From a Graham valuation perspective, Caterpillar should be paying shareholders to buy the stock.

Caterpillar's recent dividend increase is nonsensical given its current underlying fundamentals.

Image source: Getty Images via IndustryWeek

Thesis: Based on the most recent fundamentals, Caterpillar (NYSE:CAT) should be avoided.


I recently performed a CART analysis on Finning (OTCPK:FINGF), with the thesis that Finning currently represents a Dividend Trap. However, the majority of Finning's revenues are derived from being a Caterpillar reseller, and I wanted to determine if Caterpillar should be avoided as well.

Description of Caterpillar

Caterpillar bills itself as "the world's leading manufacturer of construction and mining equipment, diesel and natural gas engines, industrial gas turbines and diesel-electric locomotives." (Source: 2016 Annual Report). From a high level, the firm has four revenue generating segments:

  • Construction Industries. When one thinks of Caterpillar, this is one of two industries that comes to mind when thinking of the company. Caterpillar supplies 'heavy equipment' to its customers in this segment, which use the machinery for various construction related activities, worldwide. See the appendix for a list of products which Caterpillar provides in this industry.
  • Resource Industries. Similar to the Construction Industry, this is the second market that comes to mind when thinking of Caterpillar. While the Construction Industry supplies products to the construction industry, the Resource Industries segment supplies products for customers primarily in the mining, quarry, waste, and material handling areas. See the appendix for a list of products which Caterpillar provides in this industry.
  • Energy & Transportation. This segment supports customers who deal with oil and gas, marine, rail, and industrial applications, and power generation.
  • Financial Products. This segment provides retail and wholesale financing, and related services to Caterpillar customers. The Financial Products segment is handled through a wholly owned subsidiary, Cat Financial.

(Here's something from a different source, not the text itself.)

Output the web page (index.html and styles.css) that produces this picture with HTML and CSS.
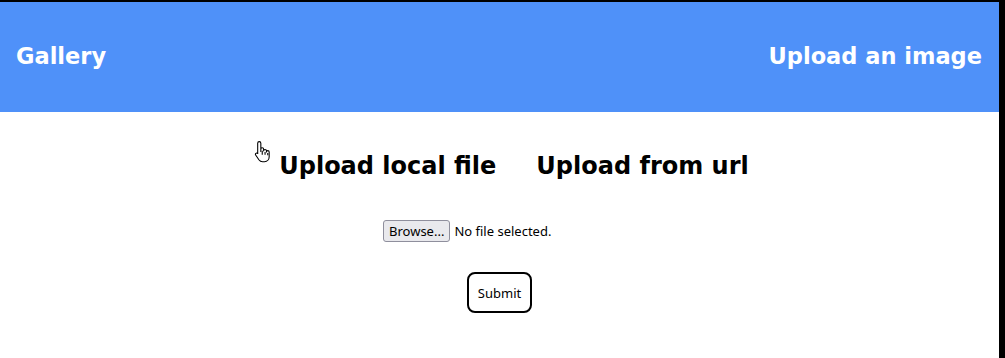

In one sense, Caterpillar is a fully vertically integrated "builder provider": resource industries leverage Caterpillar products to extract and refine raw materials for use in the construction industry, customers of the energy & transportation industry use Caterpillar products to transport and power resource and construction industry activities, and the financial products segment allows customers to fund their endeavours. All in all, Caterpillar provides a convenient end to end solution from "in the ground" (e.g. getting resources) to "in the air" (e.g. constructing buildings).

CART review

As part of a CART review we look at the following metrics over the most recent five years of audited financial statements:

  • Balance sheet
  • Top line revenue vs. bottom line earnings
  • Share price and dividend performance
  • Valuation

At an aggregate level, Caterpillar is not performing well in any of these metrics.

Reviewing the balance sheet, we can see that overall assets and liabilities have been dropping over the past five years, as has the current ratio. With a current ratio shifting from 1.43 in F2012 to 1.22 in F2016, this shows that the proportion of debt which is current (i.e. due in the next year) is rising faster than the current assets are. And while it is not demonstrated above, total equity has been on the fall as well:






Total Shareholders' Equity ($millions)






YoY Change





For the past five years, revenue has slowly been dropping as well, from $65billion in F2012 to $39billion in F2016, resulting in a -12.54% compounded annual loss over that period. The net earnings have decreased accordingly, to the point where F2016 saw a negative earnings result. However, while the F2016 earnings were negative, Caterpillar still managed to eke positive cash flow per share.

Notwithstanding a drop in revenue, assets, and equity, the odd behavior for Caterpillar starts to surface when we review the share price and dividend. As the below graph illustrates, even when the earnings have gone down, the dividend itself has gone up over the same period. When compared to the revenue decline of -12.54% compounded annually over the past five years, Caterpillar's dividend growth over the same period has been an astonishing 5.57% compounded annually, and earnings per share have dropped by more than 100% from $8.71 in F2012 to -$0.11 in F2016. However, one reason for Caterpillar's ability to pay off the dividend, and increase it, is that Caterpillar is still cash flow positive. Except for F2016, earnings per share and cash flow per share have been in virtual lockstep; it isn't until F2016 that there is a huge variance. That said, even taking into account the positive cash flow, the dividend payout ratio when measured against cash if a whopping 335%. So, even though Caterpillar has positive cash flow, it is still presumably drawing down from other current asset reserves to pay out its dividend.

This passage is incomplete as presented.